Hi,
we are importing some of our legacy datasets, and we discovered a new type of error: Uncaught RangeError: Maximum call stack size exceeded.
It’s a pretty large dataset with >150.000 rows and >100 columns.
We are wondering that is there a way to expand the limit? If yes, how should we proceed, if not, how could we divide and conquer - less columns and/or less rows? For the sake of fewer round of validations we would like to keep the dataset as big as possible.
My understanding is that there isn’t a way to increase the call stack of a particular browser, but that the maximum size does differ by browser. You could try a different browser and see if the validation fits in the stack. The issue is that too many functions are being added to the stack (through nesting, recursion) without the original function being kicked.
We have done chunks of 25,000 before for a collection of 187,000, split via the script that was done for general migration cleaning. Something like this
def export_chunks(df) -> None:
chunk_size = 25000
list_df = [df[i : i + chunk_size] for i in range(0, df.shape[0], chunk_size)]
counter = 0
for n in range(0, int(len(df) / chunk_size + 1)):
list_df[n].to_csv(
f"processed/chunk{n+1}.tsv", # Python is zero indexed, so + 1
sep="\t",
encoding="utf-8",
index=False,
)
counter += 1
return None
However, after going through the experience of 25k validations, I am of the opinion now that smaller chunks are actually better. If you have a large validation, you need to wait longer to receive feedback. Second, disambiguation errors within the same workbench dataset can be more difficult to solve than disambiguation with records already in the system. It is definitely a dance, super small chunks can feel inefficient, but I’m not convinced bigger chunks are always better.
I am curious just how many rows it takes to cause the overflow on various browsers, (hunch is that columns don’t matter), will see if I can run some tests this afternoon.
EDIT: Walking back that hunch, workbench has no problems chewing through 100k rows if its just one table.
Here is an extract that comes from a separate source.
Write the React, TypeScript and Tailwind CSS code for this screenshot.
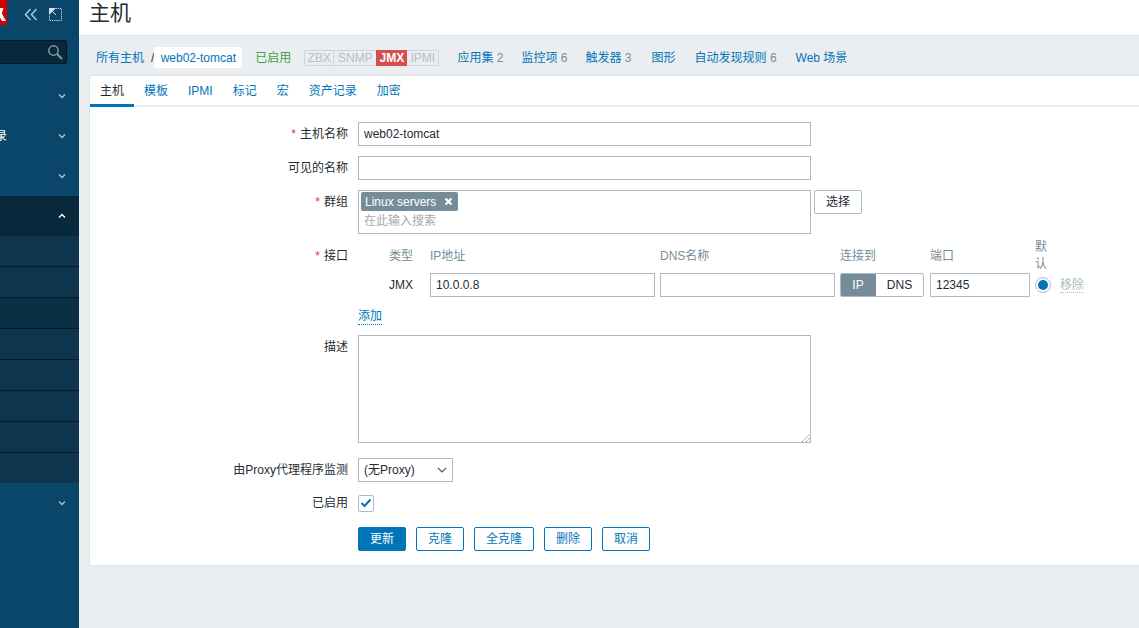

Tree fields do seem to add a bunch of computation time, have not yet been able to get it to overflow in Firefox v128.7.0esr
I’m beginning to think that this may be caused by something other than purely the number of rows or columns, unless the problem only manifests itself at truly large dimensions. Have been running a workbench this afternoon, 250,000 rows by 10 columns, and no errors. @ZsPapp, would you be able to provide more detail in terms of when the error occurs? Does the validation get to a certain number before crashing?
Also, I am impressed by your patience! Just loading and waiting for the validation on this test set is hours, I can’t imagine how long 150,000 by 100 would take on an actual database.
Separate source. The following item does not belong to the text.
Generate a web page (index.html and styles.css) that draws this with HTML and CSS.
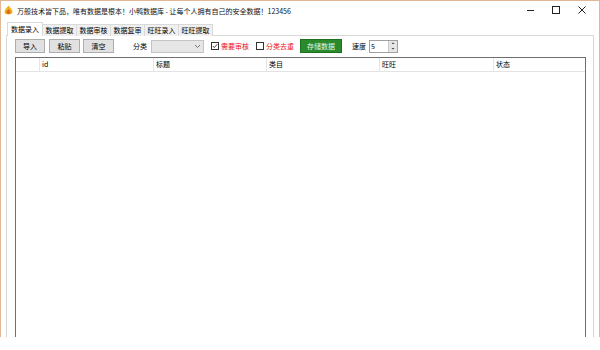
FILE: index.html
```html
<!DOCTYPE html>
<html>
<head>
<meta charset="utf-8">
<link rel="stylesheet" href="styles.css">
</head>
<body>
<div class="window">
  <div class="titlebar">
    <svg class="appicon" width="9" height="10" viewBox="0 0 9 10">
      <path d="M4.5 0.5 C6.5 3 8.5 4.5 8.5 6.8 C8.5 8.6 6.8 9.6 4.5 9.6 C2.2 9.6 0.5 8.6 0.5 6.8 C0.5 4.5 2.5 3 4.5 0.5 Z" fill="#f2b41c"/>
      <path d="M4.5 4 C5.6 5.4 6.6 6.2 6.6 7.3 C6.6 8.3 5.7 8.8 4.5 8.8 C3.3 8.8 2.4 8.3 2.4 7.3 C2.4 6.2 3.4 5.4 4.5 4 Z" fill="#e0661a"/>
    </svg>
    <span class="title">万般技术皆下品，唯有数据是根本！小鸭数据库 - 让每个人拥有自己的安全数据！123456</span>
    <div class="controls">
      <svg class="ctl" width="26" height="19" viewBox="0 0 26 19"><line x1="10" y1="9.5" x2="17" y2="9.5" stroke="#222" stroke-width="1"/></svg>
      <svg class="ctl" width="26" height="19" viewBox="0 0 26 19"><rect x="9.5" y="5.5" width="7" height="7" fill="none" stroke="#222" stroke-width="1"/></svg>
      <svg class="ctl" width="26" height="19" viewBox="0 0 26 19"><path d="M9.5 5.5 L16.5 12.5 M16.5 5.5 L9.5 12.5" stroke="#222" stroke-width="1"/></svg>
    </div>
  </div>
  <div class="body">
    <div class="tabs">
      <div class="tab active">数据录入</div>
      <div class="tab">数据提取</div>
      <div class="tab">数据审核</div>
      <div class="tab">数据复审</div>
      <div class="tab">旺旺录入</div>
      <div class="tab">旺旺提取</div>
    </div>
    <div class="panel">
      <div class="toolbar">
        <div class="btn b1">导入</div>
        <div class="btn b2">粘贴</div>
        <div class="btn b3">清空</div>
        <span class="label lbl-cat">分类</span>
        <div class="combo">
          <svg width="7" height="5" viewBox="0 0 7 5"><path d="M1 1 L3.5 3.5 L6 1" fill="none" stroke="#666" stroke-width="0.9"/></svg>
        </div>
        <span class="check checked">
          <svg width="8" height="8" viewBox="0 0 8 8"><rect x="0.5" y="0.5" width="7" height="7" fill="#fff" stroke="#333"/><path d="M1.8 4 L3.3 5.6 L6.3 2.2" fill="none" stroke="#333" stroke-width="0.9"/></svg>
        </span>
        <span class="red">需要审核</span>
        <span class="check c2">
          <svg width="8" height="8" viewBox="0 0 8 8"><rect x="0.5" y="0.5" width="7" height="7" fill="#fff" stroke="#333"/></svg>
        </span>
        <span class="red">分类去重</span>
        <div class="gbtn">存储数据</div>
        <span class="label lbl-speed">速度</span>
        <div class="spin">
          <span class="val">5</span>
          <div class="arrows">
            <svg width="8" height="12" viewBox="0 0 8 12"><rect x="0" y="0" width="8" height="6" fill="#e6e6e6"/><rect x="0" y="6" width="8" height="6" fill="#e6e6e6"/><path d="M2.5 4 L4 2.5 L5.5 4Z M2.5 8 L4 9.5 L5.5 8Z" fill="#444"/></svg>
          </div>
        </div>
      </div>
      <div class="list">
        <div class="header">
          <div class="col c0"></div>
          <div class="col c1">id</div>
          <div class="col c2w">标题</div>
          <div class="col c3">类目</div>
          <div class="col c4">旺旺</div>
          <div class="col c5">状态</div>
        </div>
      </div>
    </div>
  </div>
</div>
</body>
</html>
```
FILE: styles.css
```css
html, body {
  margin: 0;
  padding: 0;
  background: #ffffff;
}
body {
  font-family: "Noto Sans CJK SC", "Noto Sans", sans-serif;
  font-size: 7px;
  color: #000;
}
.window {
  width: 600px;
  height: 337px;
  box-sizing: border-box;
  border: 1px solid #e2b796;
  border-bottom: none;
  background: #fff;
  overflow: hidden;
  display: flex;
  flex-direction: column;
}
.titlebar {
  height: 19px;
  display: flex;
  align-items: center;
  flex: none;
}
.appicon {
  margin-left: 3px;
  margin-top: -1px;
}
.title {
  margin-left: 4px;
  font-size: 7px;
  line-height: 10px;
  color: #111;
  white-space: nowrap;
}
.controls {
  margin-left: auto;
  display: flex;
  margin-right: 4px;
  margin-top: -1px;
}
.ctl { display: block; }
.body {
  flex: 1;
  display: flex;
  flex-direction: column;
  padding: 3px 5px 0 5px;
  min-height: 0;
}
.tabs {
  display: flex;
  align-items: flex-end;
  height: 13px;
  padding-left: 2px;
  position: relative;
  z-index: 1;
  margin-bottom: -1px;
}
.tab {
  height: 11px;
  line-height: 11px;
  padding: 0 2.5px;
  border: 1px solid #d9d9d9;
  border-bottom: none;
  margin-right: -1px;
  background: #f0f0f0;
  white-space: nowrap;
  color: #000;
}
.tab.active {
  height: 13px;
  line-height: 12px;
  background: #fff;
  margin-left: -1px;
  padding: 0 3px;
  position: relative;
  z-index: 2;
}
.panel {
  flex: 1;
  border: 1px solid #d9d9d9;
  border-bottom: none;
  background: #fff;
  padding: 3px 7px 0 8px;
  display: flex;
  flex-direction: column;
  min-height: 0;
}
.toolbar {
  height: 14px;
  display: flex;
  align-items: center;
  flex: none;
}
.btn {
  height: 14px;
  box-sizing: border-box;
  border: 1px solid #adadad;
  background: #e1e1e1;
  display: flex;
  align-items: center;
  justify-content: center;
  line-height: 1;
}
.b1 { width: 30px; }
.b2 { width: 31px; margin-left: 4px; }
.b3 { width: 31px; margin-left: 3px; }
.label { white-space: nowrap; }
.lbl-cat { margin-left: 19px; }
.combo {
  margin-left: 4px;
  width: 53px;
  height: 13px;
  box-sizing: border-box;
  border: 1px solid #c4c4c4;
  background: #e6e6e6;
  display: flex;
  align-items: center;
  justify-content: flex-end;
  padding-right: 2px;
}
.combo svg { display: block; }
.check { display: flex; align-items: center; }
.check svg { display: block; }
.checked { margin-left: 7px; margin-right: 2px; }
.c2 { margin-left: 7px; margin-right: 2px; }
.red { color: #e8141c; white-space: nowrap; }
.gbtn {
  margin-left: 6px;
  width: 42px;
  height: 14px;
  box-sizing: border-box;
  background: #2b8a2b;
  border: 1px solid #1e701e;
  color: #e6f6e6;
  display: flex;
  align-items: center;
  justify-content: center;
  white-space: nowrap;
}
.lbl-speed { margin-left: 10px; }
.spin {
  margin-left: 3px;
  width: 29px;
  height: 13px;
  box-sizing: border-box;
  border: 1px solid #a0a0a0;
  background: #fff;
  display: flex;
  align-items: center;
}
.spin .val { margin-left: 1px; flex: 1; line-height: 1; }
.spin .arrows {
  width: 8px;
  height: 11px;
  border-left: 1px solid #c8c8c8;
  overflow: hidden;
  display: flex;
  align-items: center;
}
.spin .arrows svg { display: block; }
.list {
  margin-top: 4px;
  flex: 1;
  border: 1px solid #6e6e6e;
  border-bottom: none;
  background: #fff;
}
.header {
  display: flex;
  height: 13px;
  border-bottom: 1px solid #e3e3e3;
}
.col {
  box-sizing: border-box;
  border-right: 1px solid #e5e5e5;
  padding-left: 2px;
  line-height: 13px;
  white-space: nowrap;
}
.c0 { width: 24px; }
.c1 { width: 114px; }
.c2w { width: 113px; }
.c3 { width: 113px; }
.c4 { width: 114px; }
.c5 { flex: 1; border-right: none; }
```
Trying to think if there could be any recursion introduced via the mapping, similar to how you can make a recursive query.
I tried two different browsers (Chrome and Edge), both of which produced the same error.
I’m considering splitting the dataset into smaller chunks - however, out of curiosity, I’m still interested in investigating this issue.
My message would have been misleading: the problem did not occur during validation - it happened a few seconds after I clicked on the ‘Import File’ button. So I didn’t even reach the validation phase, not even mapping columns.
I’m happy to send the Crash report, if it helps.
And yes, validation is a game of patience - also, it gives plenty of opportunities for multitasking.
If you can provide more details about the dataset or the specific configurations used, it would help us better understand the root cause. If you share the exported dataset along with a copy of your upload plan, we can attempt to recreate this issue in several browsers and see if we observe the same behavior.
@markp shares our perspective on large data sets as well. We typically recommend splitting uploads into reasonably sized chunks whenever possible. This approach allows for faster validation, quicker uploads, and easier disambiguation, all of which are significant advantages.
Chrome and Edge both use the same underlying platform, known as Chromium. Since this serves as the foundation for both browsers, they share core features and functionalities, so it makes sense they are behaving similarly. You may want to try using Firefox for your upload as it may have a different restriction?